-- DATASET EXTRACT --
==========
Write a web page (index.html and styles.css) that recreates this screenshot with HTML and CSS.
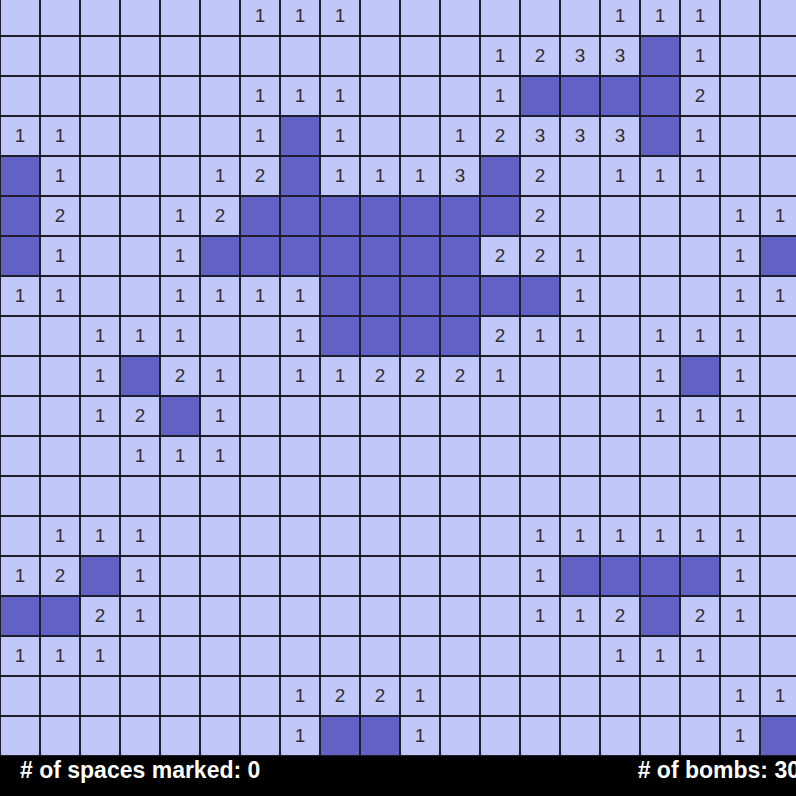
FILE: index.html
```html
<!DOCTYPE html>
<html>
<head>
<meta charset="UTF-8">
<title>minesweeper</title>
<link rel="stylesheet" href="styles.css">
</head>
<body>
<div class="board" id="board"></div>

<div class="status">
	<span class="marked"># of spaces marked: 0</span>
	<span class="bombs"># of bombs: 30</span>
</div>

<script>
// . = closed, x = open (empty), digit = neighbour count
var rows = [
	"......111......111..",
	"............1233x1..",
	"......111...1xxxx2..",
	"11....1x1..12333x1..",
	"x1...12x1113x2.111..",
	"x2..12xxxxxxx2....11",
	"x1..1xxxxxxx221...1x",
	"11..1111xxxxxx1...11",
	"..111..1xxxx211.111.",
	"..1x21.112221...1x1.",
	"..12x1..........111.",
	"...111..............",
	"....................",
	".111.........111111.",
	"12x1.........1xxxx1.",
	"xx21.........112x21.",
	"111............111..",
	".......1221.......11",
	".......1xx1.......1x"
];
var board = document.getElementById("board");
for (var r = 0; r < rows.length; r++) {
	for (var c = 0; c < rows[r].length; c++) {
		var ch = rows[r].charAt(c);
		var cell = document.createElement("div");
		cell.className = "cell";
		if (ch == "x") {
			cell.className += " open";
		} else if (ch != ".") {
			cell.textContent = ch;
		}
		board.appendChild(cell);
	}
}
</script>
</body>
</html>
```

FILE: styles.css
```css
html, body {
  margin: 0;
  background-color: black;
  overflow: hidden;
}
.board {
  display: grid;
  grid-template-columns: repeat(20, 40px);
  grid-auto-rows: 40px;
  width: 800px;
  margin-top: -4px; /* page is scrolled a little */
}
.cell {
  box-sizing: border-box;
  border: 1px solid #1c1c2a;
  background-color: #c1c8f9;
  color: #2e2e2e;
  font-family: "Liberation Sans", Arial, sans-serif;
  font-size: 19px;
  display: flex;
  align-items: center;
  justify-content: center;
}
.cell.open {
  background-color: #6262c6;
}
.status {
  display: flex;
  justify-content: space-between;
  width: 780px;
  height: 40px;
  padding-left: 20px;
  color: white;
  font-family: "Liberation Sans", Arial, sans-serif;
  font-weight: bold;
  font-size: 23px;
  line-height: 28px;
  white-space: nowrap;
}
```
==========
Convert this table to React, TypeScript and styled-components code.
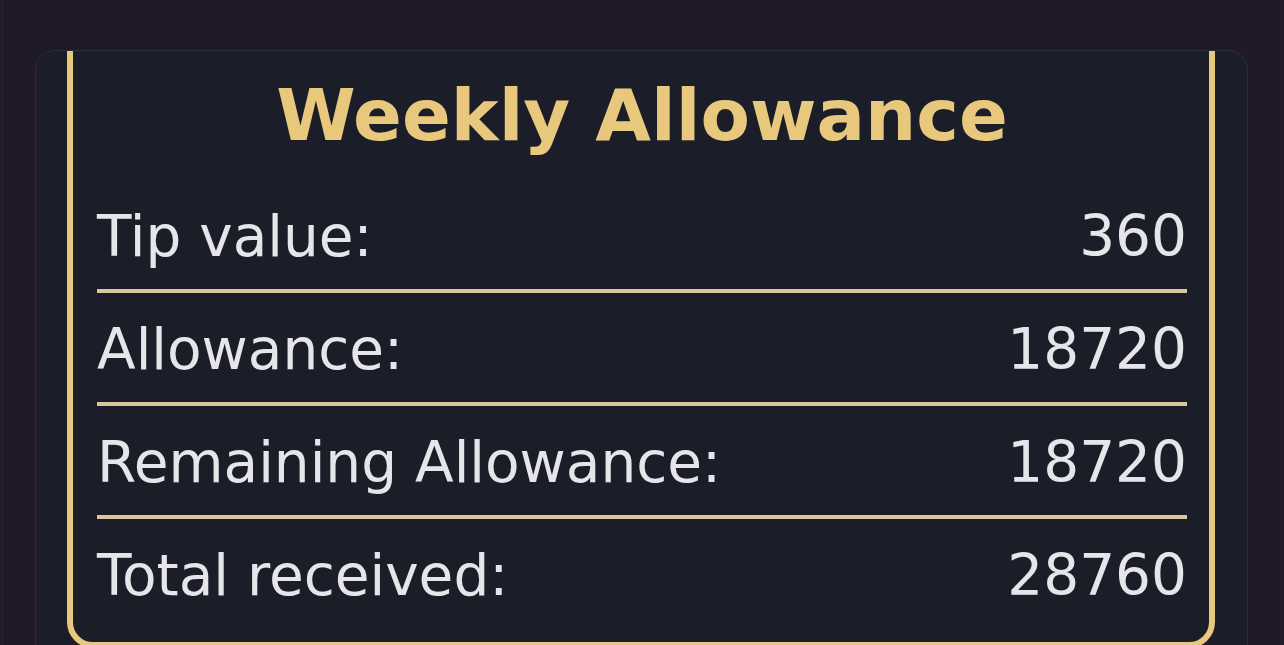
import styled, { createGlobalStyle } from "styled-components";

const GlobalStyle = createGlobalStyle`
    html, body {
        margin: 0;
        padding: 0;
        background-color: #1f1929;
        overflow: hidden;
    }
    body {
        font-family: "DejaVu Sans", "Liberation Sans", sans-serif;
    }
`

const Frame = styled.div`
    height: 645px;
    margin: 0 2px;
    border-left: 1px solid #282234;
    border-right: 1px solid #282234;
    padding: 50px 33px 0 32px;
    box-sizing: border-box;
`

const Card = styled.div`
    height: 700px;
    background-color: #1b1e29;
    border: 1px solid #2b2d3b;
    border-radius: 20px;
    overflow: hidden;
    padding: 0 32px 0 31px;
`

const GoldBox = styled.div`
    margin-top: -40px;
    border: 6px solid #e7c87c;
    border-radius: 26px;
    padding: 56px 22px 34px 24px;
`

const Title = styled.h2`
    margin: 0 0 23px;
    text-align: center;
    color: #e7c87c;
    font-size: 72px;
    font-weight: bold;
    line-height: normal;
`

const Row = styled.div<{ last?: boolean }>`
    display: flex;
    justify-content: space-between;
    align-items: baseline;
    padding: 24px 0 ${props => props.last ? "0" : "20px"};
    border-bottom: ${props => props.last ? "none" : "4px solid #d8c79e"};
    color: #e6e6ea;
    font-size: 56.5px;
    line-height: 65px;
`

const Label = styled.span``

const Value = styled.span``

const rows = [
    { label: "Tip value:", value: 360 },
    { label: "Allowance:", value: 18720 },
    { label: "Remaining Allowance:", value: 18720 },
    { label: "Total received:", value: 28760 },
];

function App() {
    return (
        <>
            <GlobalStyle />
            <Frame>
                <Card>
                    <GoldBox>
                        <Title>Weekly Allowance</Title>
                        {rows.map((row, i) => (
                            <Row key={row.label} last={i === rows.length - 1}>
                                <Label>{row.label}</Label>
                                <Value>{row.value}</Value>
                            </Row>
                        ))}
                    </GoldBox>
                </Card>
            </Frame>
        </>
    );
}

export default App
==========
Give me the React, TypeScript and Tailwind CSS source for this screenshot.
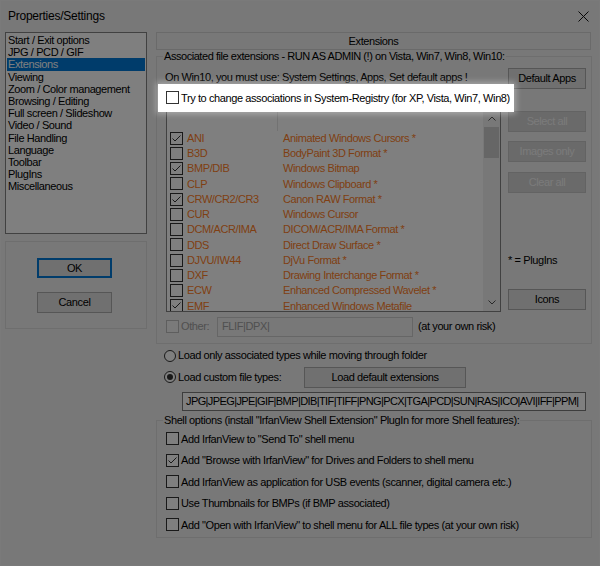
==========
-- DIRECTIONS --
Gather, from the listing above, every line carrying the word "styled".

-- FINISHED TASK --
Convert this table to React, TypeScript and styled-components code.
import styled, { createGlobalStyle } from "styled-components";
const Frame = styled.div`
const Card = styled.div`
const GoldBox = styled.div`
const Title = styled.h2`
const Row = styled.div<{ last?: boolean }>`
const Label = styled.span``
const Value = styled.span``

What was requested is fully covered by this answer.